• [Records supplied]
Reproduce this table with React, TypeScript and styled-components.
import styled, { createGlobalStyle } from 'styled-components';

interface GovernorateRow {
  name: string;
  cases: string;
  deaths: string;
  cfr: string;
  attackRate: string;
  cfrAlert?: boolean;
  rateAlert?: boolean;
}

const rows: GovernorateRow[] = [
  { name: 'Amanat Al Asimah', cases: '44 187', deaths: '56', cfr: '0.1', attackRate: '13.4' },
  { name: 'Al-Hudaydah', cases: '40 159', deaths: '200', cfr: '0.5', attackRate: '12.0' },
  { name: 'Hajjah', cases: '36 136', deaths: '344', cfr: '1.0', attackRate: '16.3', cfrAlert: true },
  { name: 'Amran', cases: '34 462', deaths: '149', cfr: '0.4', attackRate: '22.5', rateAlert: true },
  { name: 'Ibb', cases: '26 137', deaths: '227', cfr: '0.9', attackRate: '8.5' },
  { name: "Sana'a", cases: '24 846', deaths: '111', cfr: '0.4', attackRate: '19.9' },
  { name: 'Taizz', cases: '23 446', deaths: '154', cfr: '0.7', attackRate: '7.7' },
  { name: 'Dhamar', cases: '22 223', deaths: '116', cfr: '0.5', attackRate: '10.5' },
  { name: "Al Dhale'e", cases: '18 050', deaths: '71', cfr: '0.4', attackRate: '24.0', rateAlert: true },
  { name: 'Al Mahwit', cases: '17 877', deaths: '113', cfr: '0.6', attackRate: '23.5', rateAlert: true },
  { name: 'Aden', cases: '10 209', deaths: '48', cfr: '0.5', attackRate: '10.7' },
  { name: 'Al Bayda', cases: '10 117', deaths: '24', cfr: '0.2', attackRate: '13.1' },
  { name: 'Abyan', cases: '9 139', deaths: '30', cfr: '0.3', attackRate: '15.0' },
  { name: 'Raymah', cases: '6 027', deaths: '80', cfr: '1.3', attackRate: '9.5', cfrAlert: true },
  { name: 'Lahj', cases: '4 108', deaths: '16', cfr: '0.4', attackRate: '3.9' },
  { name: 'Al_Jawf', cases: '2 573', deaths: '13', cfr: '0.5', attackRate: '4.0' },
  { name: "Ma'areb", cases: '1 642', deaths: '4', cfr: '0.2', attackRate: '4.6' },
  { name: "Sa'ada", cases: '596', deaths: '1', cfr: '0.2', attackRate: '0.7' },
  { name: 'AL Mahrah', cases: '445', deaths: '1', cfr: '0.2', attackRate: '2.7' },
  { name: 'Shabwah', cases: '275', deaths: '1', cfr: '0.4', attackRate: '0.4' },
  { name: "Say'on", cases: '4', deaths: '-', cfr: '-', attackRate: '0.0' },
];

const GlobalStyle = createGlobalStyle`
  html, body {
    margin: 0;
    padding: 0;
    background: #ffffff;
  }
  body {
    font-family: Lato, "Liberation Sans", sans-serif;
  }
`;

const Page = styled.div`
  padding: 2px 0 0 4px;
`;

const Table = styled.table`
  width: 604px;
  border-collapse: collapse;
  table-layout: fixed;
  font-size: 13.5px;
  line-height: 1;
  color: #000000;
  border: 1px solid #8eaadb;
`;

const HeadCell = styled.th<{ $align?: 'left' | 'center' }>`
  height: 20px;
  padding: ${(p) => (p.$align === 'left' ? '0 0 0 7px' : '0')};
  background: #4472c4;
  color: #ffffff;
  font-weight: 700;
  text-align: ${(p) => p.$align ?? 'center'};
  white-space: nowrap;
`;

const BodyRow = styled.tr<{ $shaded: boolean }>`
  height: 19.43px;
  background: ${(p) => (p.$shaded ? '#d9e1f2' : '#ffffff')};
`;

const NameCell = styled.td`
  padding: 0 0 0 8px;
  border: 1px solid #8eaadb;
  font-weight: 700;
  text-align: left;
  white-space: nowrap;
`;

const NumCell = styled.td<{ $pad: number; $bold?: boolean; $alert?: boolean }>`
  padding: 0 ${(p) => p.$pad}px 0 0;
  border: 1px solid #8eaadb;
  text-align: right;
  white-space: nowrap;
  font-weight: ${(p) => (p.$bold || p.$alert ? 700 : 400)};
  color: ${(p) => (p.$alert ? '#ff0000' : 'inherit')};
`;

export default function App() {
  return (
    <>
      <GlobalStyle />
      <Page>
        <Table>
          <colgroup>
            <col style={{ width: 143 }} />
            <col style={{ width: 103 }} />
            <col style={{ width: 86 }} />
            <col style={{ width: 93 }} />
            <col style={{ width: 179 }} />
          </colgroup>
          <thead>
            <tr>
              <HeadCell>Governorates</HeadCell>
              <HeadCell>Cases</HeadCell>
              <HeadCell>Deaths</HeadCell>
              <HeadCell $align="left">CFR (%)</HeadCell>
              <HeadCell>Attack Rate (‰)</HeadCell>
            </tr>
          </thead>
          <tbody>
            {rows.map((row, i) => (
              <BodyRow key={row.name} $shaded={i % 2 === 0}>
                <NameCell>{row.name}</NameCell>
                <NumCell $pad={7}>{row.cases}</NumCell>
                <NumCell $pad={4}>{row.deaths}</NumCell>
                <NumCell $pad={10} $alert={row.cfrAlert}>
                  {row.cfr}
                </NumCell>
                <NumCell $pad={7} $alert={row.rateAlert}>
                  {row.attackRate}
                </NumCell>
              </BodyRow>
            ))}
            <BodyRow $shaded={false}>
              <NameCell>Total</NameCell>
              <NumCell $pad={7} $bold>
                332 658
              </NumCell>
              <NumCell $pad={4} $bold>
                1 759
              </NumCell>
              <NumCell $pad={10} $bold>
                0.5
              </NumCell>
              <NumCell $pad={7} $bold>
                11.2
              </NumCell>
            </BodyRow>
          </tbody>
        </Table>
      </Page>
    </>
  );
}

* * *

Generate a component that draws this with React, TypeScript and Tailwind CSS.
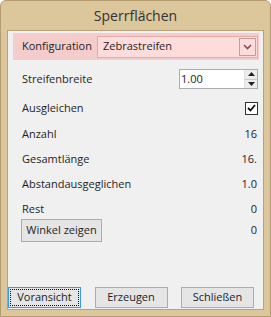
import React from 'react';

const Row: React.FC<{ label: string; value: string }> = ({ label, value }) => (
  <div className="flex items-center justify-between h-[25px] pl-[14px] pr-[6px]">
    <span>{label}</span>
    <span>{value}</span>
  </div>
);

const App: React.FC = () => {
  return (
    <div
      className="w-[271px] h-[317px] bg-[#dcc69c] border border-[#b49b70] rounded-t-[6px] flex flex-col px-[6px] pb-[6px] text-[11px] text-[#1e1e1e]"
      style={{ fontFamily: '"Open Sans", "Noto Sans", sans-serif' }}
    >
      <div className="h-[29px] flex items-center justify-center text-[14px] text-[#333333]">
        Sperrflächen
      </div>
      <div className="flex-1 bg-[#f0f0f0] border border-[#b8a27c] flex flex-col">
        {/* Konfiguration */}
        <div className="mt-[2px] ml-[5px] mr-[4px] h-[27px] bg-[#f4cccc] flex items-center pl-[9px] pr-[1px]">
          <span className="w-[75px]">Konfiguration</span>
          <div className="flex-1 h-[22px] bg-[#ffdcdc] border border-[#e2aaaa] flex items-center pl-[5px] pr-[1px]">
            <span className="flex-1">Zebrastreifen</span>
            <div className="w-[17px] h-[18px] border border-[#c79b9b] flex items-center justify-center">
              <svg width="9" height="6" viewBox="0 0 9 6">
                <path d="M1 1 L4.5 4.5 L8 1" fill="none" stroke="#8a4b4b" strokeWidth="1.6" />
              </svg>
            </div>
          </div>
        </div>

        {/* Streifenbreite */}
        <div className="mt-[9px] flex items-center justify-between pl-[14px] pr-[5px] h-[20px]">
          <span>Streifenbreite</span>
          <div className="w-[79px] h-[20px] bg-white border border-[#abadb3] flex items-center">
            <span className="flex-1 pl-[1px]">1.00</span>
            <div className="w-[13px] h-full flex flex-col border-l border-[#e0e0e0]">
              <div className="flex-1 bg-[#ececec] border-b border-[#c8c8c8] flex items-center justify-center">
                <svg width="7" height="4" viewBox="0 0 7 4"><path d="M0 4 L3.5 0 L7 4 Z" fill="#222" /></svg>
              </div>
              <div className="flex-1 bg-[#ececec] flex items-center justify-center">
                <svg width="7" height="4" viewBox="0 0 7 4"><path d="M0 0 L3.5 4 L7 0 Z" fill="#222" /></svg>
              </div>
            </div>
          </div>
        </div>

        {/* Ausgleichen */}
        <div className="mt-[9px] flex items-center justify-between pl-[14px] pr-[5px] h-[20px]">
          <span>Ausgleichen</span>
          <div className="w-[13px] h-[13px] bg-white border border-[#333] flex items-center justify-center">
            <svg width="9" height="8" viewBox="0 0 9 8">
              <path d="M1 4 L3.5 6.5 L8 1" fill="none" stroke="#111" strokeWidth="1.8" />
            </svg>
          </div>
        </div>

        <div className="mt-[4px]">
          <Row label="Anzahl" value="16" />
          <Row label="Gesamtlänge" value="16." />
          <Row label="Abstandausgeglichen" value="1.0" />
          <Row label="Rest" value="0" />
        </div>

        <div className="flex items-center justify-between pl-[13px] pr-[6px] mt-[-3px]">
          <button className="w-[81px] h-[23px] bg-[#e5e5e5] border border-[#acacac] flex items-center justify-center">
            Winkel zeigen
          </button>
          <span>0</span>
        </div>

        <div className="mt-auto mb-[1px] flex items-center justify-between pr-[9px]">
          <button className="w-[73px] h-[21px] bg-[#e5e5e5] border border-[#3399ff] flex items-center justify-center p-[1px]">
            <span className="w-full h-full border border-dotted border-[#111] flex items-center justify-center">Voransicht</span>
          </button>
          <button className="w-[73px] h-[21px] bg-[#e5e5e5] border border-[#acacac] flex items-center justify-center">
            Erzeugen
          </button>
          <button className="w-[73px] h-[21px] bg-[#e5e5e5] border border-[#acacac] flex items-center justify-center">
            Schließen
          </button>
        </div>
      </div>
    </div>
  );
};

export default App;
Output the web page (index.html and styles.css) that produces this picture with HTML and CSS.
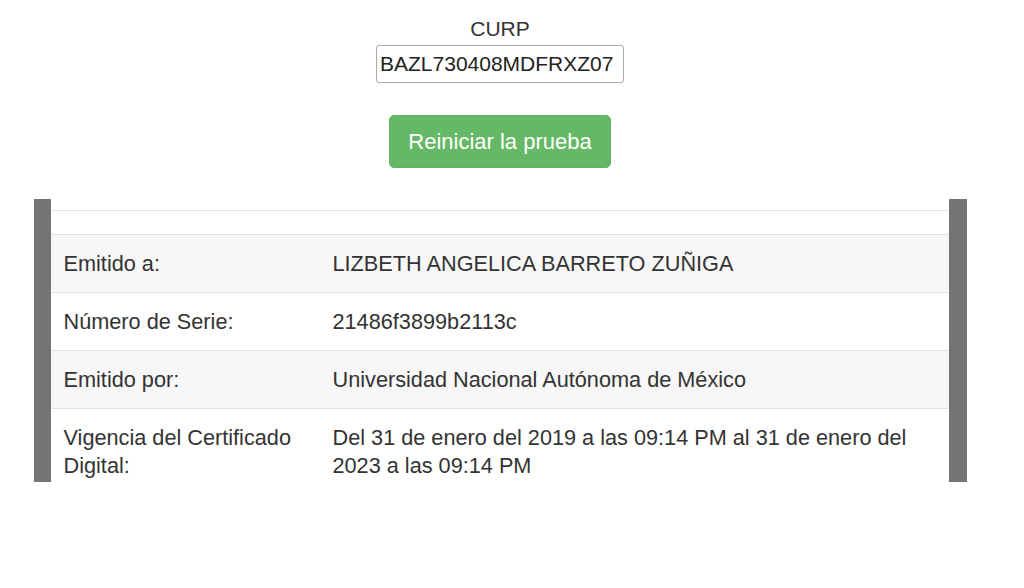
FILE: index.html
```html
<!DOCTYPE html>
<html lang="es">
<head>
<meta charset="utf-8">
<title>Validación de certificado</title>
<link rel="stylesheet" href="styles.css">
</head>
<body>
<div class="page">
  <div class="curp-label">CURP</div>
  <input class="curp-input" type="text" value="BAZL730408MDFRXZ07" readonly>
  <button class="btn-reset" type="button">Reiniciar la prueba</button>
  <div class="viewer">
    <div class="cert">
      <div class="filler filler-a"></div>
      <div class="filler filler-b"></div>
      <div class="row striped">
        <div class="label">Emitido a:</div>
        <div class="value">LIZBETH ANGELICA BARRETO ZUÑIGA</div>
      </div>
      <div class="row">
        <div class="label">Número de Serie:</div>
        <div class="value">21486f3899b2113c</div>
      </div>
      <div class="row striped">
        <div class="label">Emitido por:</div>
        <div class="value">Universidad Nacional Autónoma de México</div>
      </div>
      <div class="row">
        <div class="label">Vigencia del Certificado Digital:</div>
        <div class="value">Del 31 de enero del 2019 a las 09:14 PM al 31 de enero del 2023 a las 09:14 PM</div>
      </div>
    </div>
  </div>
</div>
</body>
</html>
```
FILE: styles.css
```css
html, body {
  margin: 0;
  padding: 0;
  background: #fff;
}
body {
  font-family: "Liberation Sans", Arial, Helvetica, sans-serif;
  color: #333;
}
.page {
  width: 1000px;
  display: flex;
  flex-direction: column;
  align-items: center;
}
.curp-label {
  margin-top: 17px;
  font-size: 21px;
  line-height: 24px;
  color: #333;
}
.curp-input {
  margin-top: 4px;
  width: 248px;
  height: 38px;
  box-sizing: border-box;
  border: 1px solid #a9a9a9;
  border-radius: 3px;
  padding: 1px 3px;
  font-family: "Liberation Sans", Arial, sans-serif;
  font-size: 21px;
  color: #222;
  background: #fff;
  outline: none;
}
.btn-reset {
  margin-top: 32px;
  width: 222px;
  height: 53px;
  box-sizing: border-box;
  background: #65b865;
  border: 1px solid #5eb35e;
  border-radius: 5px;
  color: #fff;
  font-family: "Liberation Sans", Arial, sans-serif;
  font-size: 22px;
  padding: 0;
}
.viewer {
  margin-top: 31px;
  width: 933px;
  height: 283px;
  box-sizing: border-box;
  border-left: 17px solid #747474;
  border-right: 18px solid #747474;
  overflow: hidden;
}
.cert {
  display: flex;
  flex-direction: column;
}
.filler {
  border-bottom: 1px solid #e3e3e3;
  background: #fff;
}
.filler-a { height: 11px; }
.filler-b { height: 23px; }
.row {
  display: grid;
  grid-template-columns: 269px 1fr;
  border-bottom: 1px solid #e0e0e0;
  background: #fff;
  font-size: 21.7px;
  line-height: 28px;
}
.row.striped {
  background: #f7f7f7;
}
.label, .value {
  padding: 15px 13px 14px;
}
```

• [Problem statement]
Gather each line of the listing containing the word "styled" and show it.

• [Result of the exercise]
Reproduce this table with React, TypeScript and styled-components.
import styled, { createGlobalStyle } from 'styled-components';
const Page = styled.div`
const Table = styled.table`
const HeadCell = styled.th<{ $align?: 'left' | 'center' }>`
const BodyRow = styled.tr<{ $shaded: boolean }>`
const NameCell = styled.td`
const NumCell = styled.td<{ $pad: number; $bold?: boolean; $alert?: boolean }>`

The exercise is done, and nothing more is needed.